Why is an academic and artist like this of interest to the music fan? Well, alternative rock has its roots in the art school scene — the Sex Pistols and Talking Heads and Superchunk who have all done songs about the milieu, and bands like Wire and Gang of Four and many others would have never existed without it. That’s where they formed (in their physical lives), but it wasn’t just a location these young, potentially innovative people obsessed with change and culture came to, it’s where a Brian Eno would teach the mutual joys of ambient noise and doo-wop, as recently described in the Wire Pink Flag 33 1/3. It’s where ideas met sound, and that’s Kim-Cohen’s living and playground.

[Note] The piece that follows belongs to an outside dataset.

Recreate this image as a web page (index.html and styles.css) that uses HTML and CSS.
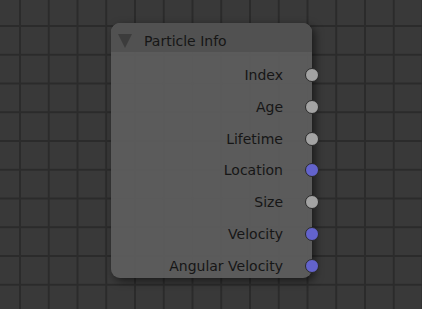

Speaking of those books, In The Blink Of An Ear is published by the 33 1/3 publisher Continuum, and though my knowledge of Alvin Lucier and La Monte Young has been mostly strained in conversations with underground cassette fans and Velvet Underground obsessives, I was engrossed by the stories of breakthroughs of dogged sound experimenters Cage and Fowler, whose works are analyzed along with those of Muddy Waters and Bob Dylan. The author spends a lucent chapter circuitously studying every note that went into the song “Like A Rolling Stone” by Bob Dylan, from the jarring changes of a tune semi-spontaneously crafted in the studio shortly after its creation (something rarely done these days), and how that’s juxtaposed with the specifically lo-fi works of Pavement, Sebadoh, and Guided By Voices.
Kim-Cohen has been studying sound professionally for a long time, yet never hesitates to admit that he might not know the possibly flexuous intentions of the artist he discusses, but brings that in for discussion as well. His writing on the gritty expression in the noise-pop of the Silver Jews is as spunky as anything on P4k.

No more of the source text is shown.